- [What you are asked to do]:
Quote the data exactly, first line to the line containing "import React from", with no pictures.
════════════════
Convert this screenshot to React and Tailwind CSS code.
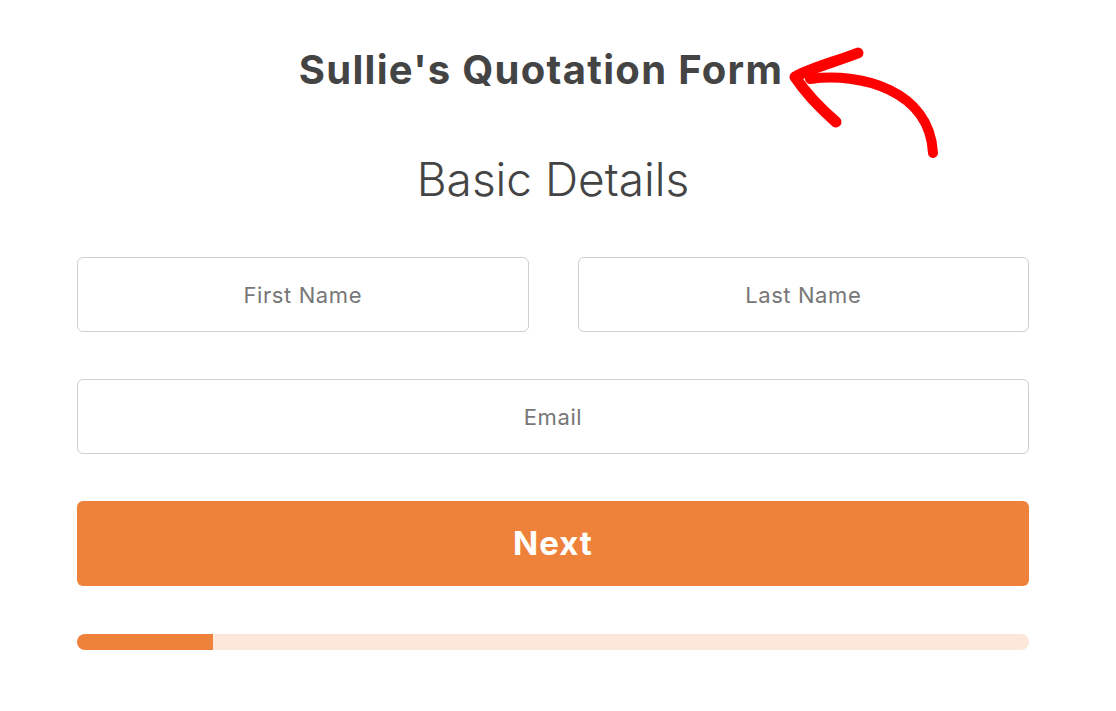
import React from "react";

const Arrow = () => (
  <svg
    className="absolute left-[780px] top-[40px]"
    width="180"
    height="130"
    viewBox="0 0 180 130"
    fill="none"
  >
    {/* curved shaft */}
    <path
      d="M30 39 C 80 32, 150 50, 153 113"
      stroke="#ff0000"
      strokeWidth="10"
      strokeLinecap="round"
    />
    {/* arrow head */}
    <path
      d="M78 13 C 55 22, 30 28, 15 37 C 25 52, 40 68, 56 82"
      stroke="#ff0000"
      strokeWidth="11"
      strokeLinecap="round"
      strokeLinejoin="round"
    />
  </svg>
);

const Field = ({ placeholder, className = "" }) => (
  <input
    type="text"
    placeholder={placeholder}
    className={`h-[75px] rounded-md border border-[#cfcfcf] bg-white text-center text-[22px] tracking-[0.6px] text-[#444] placeholder:text-[#777] outline-none ${className}`}
  />
);

const App = () => {
  return (
    <div className="relative h-[711px] w-full overflow-hidden bg-white font-['Inter','Liberation_Sans',sans-serif]">
      <div className="ml-[77px] flex w-[952px] flex-col">
        <h1 className="pr-[24px] pt-[46px] text-center text-[40px] leading-[48px] font-bold tracking-[1.3px] text-[#444]">
          Sullie's Quotation Form
        </h1>

        <h2 className="mt-[57px] text-center text-[46px] leading-[56px] font-light text-[#444]">
          Basic Details
        </h2>

        <div className="mt-[50px] grid grid-cols-2 gap-x-[49px]">
          <Field placeholder="First Name" />
          <Field placeholder="Last Name" />
        </div>

        <Field placeholder="Email" className="mt-[47px] w-full" />

        <button className="mt-[47px] h-[85px] w-full rounded-md bg-[#ef823a] text-[33px] font-bold tracking-[1px] text-white">
          Next
        </button>

        <div className="mt-[48px] flex h-[16px] w-full overflow-hidden rounded-full bg-[#fde6da]">
          <div className="h-full w-[136px] bg-[#ef823a]" />
        </div>
      </div>

      <Arrow />
    </div>
  );
};

export default App;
════════════════
- [Completed exercise]:
Convert this screenshot to React and Tailwind CSS code.
import React from "react";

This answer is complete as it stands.